In his public statement, this narrative included him saying that the “Palestinian right of return must become a reality”.
This is a hugely emotive point on both sides. For, in the Palestinian narrative, the right of return extends to any descendant of any person who left their home at or after the creation of Israel in 1948.
The Israelis argue that such a policy is inconsistent with a two-state solution, something which Mr Corbyn states that he strongly supports. It has been one of the reasons why various peace proposals presented by Israel over the years have been rejected by the Palestinians.

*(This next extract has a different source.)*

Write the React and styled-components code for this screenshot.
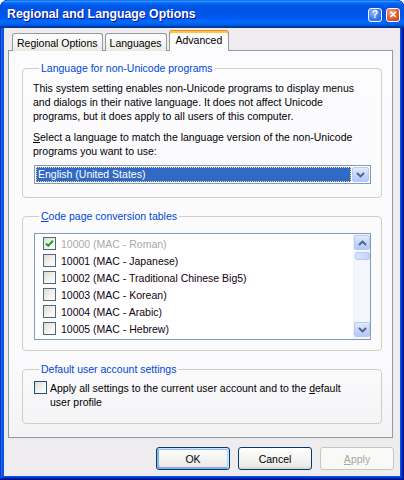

If Mr Corbyn aspires to be a statesman rather than an activist, he has to realise that there are no political conflicts where the narrative of one side is always right and the other side is always wrong. Mr Corbyn appears neither to have, nor to seek, any understanding of the Israeli position on these issues.
That he missed this opportunity speaks volumes about his willingness to learn anything outside his own narrow view of foreign policy.
It was the one blot on an otherwise uplifting week.